# CSC443 Lecture 3

## Recall

We have a few methods that we can use to handle sorting pages in a database. One method is that we create a bunch of sorted runs of length B, where B is the number of pages we can hold in memory at once, and then do a second pass that organizes pages between those sorted runs. Can merge B-1 pages at a time.

Another approach is that when we create our sorted runs, we write things out one page at a time, read in another page to fill in the slots that were emptied, and then(while keeping track of the values that we just wrote out) read in another page, sort out the data, and write out another page that has values >= the last value in the page that was just written.

e.g.

[1 2 3] [4 5 6] [7 8 9] -> []
[1 2 4] [4 5 6] [7 8 9] -> [1 2 3]
[1 2  ] [    6] [7 8 9] -> [1 2 3] [4 4 5]
[1 2 1] [1 1 6] [7 8 9] -> [1 2 3] [4 4 5]
[1 2 1] [1 1  ] [    9] -> [1 2 3] [4 4 5] [6 7 8]


and so forth until you can longer continue running like this. On average, assuming randomly distributed data, gives runs of size 2B.

# pages S = N, PS tuples per page S

need to evaluate the query:

SELECT *
FROM R, S
WHERE R.A = S.B


The nested loop approach advocates going over every page in S for every page in R, and comparing all the tuples in these pages. Costs (M)(N) + M reads. The (M)(N) comes from reading each of S' pages M times. Very inefficient.
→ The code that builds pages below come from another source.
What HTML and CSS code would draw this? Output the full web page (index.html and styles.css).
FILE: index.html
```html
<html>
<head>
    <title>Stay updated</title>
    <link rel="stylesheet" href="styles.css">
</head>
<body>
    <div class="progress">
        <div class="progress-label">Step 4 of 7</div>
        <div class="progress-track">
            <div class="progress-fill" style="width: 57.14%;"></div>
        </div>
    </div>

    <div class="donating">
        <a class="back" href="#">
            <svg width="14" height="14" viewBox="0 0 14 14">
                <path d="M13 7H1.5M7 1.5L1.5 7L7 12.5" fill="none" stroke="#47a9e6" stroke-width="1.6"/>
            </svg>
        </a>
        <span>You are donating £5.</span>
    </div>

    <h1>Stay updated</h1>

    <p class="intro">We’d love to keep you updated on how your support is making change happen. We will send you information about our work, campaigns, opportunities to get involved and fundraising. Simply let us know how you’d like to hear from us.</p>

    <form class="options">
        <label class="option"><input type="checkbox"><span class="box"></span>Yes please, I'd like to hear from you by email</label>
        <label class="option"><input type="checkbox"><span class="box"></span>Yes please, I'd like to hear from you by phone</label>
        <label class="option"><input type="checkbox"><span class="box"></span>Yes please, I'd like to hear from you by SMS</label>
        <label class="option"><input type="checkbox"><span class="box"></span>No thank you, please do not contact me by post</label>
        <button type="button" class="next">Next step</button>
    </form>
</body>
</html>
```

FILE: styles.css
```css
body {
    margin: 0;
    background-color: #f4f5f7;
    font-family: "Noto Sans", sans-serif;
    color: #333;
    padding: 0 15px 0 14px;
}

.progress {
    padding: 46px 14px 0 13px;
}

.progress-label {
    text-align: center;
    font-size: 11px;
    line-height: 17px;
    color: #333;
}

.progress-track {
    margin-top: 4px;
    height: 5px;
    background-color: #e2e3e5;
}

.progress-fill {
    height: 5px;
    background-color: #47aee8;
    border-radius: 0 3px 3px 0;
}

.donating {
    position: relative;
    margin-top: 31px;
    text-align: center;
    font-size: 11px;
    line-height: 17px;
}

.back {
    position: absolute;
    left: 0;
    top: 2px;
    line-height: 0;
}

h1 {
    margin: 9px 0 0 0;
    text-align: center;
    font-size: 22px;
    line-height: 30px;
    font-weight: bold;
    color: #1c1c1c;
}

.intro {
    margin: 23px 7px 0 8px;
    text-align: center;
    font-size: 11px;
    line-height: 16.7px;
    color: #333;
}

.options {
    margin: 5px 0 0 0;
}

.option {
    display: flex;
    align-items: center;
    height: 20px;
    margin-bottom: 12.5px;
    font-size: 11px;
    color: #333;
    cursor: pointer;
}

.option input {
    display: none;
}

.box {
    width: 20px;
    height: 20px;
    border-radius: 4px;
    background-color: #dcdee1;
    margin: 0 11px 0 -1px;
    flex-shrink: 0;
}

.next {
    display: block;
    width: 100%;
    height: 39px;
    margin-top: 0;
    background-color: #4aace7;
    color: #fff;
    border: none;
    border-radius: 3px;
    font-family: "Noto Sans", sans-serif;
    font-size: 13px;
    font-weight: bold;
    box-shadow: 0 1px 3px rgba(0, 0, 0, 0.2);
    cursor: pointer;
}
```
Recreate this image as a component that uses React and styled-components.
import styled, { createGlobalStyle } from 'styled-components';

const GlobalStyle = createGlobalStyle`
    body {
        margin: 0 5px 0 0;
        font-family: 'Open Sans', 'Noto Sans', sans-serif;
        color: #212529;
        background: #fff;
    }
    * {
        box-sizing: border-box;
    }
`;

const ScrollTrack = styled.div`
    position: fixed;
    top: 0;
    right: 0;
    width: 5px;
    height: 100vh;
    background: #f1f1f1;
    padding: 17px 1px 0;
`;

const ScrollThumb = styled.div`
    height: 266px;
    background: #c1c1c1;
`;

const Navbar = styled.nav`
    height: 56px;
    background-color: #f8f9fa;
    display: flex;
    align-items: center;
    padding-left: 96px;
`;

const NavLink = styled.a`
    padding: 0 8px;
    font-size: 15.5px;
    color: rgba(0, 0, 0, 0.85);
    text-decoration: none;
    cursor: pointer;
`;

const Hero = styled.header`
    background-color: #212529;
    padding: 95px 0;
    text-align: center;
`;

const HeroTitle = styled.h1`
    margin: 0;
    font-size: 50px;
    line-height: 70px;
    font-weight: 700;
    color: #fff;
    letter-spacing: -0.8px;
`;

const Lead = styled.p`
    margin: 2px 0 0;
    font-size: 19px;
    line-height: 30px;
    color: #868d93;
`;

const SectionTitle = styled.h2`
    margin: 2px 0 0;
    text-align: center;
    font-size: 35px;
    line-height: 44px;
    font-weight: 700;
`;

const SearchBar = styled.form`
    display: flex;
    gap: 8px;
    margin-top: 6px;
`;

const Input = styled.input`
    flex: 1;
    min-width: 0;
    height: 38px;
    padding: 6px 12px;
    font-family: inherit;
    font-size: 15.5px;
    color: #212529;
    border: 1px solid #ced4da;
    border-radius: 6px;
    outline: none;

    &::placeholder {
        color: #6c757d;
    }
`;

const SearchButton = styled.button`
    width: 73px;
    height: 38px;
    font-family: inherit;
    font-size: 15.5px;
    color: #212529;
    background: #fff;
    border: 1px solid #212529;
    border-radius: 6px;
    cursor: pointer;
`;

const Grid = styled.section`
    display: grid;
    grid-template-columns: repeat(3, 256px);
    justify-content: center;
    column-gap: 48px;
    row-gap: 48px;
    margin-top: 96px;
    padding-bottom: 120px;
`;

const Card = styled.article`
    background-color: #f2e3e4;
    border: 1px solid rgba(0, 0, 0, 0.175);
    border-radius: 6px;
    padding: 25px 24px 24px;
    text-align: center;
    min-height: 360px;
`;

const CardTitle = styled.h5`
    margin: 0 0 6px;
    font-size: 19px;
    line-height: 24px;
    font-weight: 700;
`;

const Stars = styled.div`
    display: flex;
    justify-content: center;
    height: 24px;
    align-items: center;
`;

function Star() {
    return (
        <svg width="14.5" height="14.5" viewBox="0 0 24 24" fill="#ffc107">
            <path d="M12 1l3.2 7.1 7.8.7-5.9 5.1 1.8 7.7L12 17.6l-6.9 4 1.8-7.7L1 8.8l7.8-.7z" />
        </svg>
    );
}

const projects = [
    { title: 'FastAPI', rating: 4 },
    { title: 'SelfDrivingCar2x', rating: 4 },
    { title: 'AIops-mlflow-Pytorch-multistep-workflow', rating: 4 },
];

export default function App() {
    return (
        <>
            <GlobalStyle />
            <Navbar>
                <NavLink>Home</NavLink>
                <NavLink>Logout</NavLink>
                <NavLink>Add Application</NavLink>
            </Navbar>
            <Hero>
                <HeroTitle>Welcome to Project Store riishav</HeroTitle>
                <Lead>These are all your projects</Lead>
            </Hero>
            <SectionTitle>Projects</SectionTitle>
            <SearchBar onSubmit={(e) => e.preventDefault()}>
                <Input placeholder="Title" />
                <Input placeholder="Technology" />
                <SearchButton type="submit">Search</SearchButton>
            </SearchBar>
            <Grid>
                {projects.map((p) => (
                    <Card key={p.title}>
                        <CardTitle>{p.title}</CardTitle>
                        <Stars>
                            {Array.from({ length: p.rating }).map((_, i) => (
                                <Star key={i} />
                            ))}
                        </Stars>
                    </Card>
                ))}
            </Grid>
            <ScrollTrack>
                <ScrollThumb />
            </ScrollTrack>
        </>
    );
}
We can optimize it by reading in the pages sequentially using our buffer pages, reducing the amount of reads to M + ((M)(N))/(B-1). We can also get that down to (B-2) somehow. Also, if 3B = M, then this is about M + N. Pretty sweet; this is called a block nested loop.

But we can do even better using an index to avoid having to scan over the entirety of S to figure out which records match up with other records. Then our algorithm becomes probing the index on S.B on R.A for each tuple of R, for each page of R. We need to go down the tree every time we probe for an index value. So the cost becomes N + (M)(PR)(time to index probe), PR being the number of tuples per page R.

The time to index probe is a bit more difficult to figure out. It depends on a number of factors: the height of the tree, whether or not the tree is clustered, and the selectivity s of the tree. Selectivity is a property that expresses the average number of pages it takes to fit a value of the attribute being indexed, i.e. how common the value in the index is.

So in a clustered tree, this requires h + r reads, where h is the height of the tree and r is s / # tuples per page. In an unclustered tree, this is h + s.

In a perfect (no collisions) hash index, this requires 1 page read. In a clustered one with collisions, it requires 2 + r reads, and an unclustered one requires 2 + s.

To calculate the selectivity, calculate the cardinality (number of unique values), divide it by the number of records being dealt with, and multiply it by 100%.

## Sort-Merge

The sort-merge algorithm sorts R on A, sorts S on B, and then merges them together by keeping a pointer to the current location on both, advancing R when S is greater and vice-versa. Costs 2MlogB(M) + 2NlogB(N) reads, plus N + M to do the merges.

Say R gets sorted into 4 runs, and S gets sorted into 5 runs. Then we can use our advancing pointer algorithm on each run, and just handle the merging on one loop, i.e. keep 9 pointers.

## Hash Join

Similar to sort merge, but you use a hash instead of sorting, resulting in things that should be grouped together getting placed into the same bucket.

We create B - 1 buckets, and use a hash function h to write a page from R out to those buckets. When a bucket page becomes full, we wrte it out to to disk sequentially with the rest of the pages written from that bucket. Assuming a perfect hash function, creates M / B - 1 runs of pages for R. Each of these pages will end up going next to each other in the end, so you just need to sort those bucket pages and then place each bucket into the right locations.

We do the same to S.

If we can fit all the buckets of R into memory, then we can do some kind of comparison sort method similar to the nested loop by reading a page from S's bucket and sorting it. If we can't fit them, however, we need to hash things again in order to figure out where the buckets should go relative to each other before we can write them back to disk. This is done using a separate hash function h2, that operates on buckets as opposed to individual values.

## Caveats

Inequality conditions can't be done using Hash Join and Sorted Merge Join. The former is because a hash doesn't help you with finding values that are less than another value, while the latter requires rolling the pointer back to the beginning of S every time you find a record in R that satisfies the inequality condition.

Index NL can do it, but requires a clustered B+ tree index. Block NL is the best choice.

When we're doing AND and OR operations, we need to be careful about our choice of indices. Some indices will organize the data in a way that really hurts handling inequality conditions.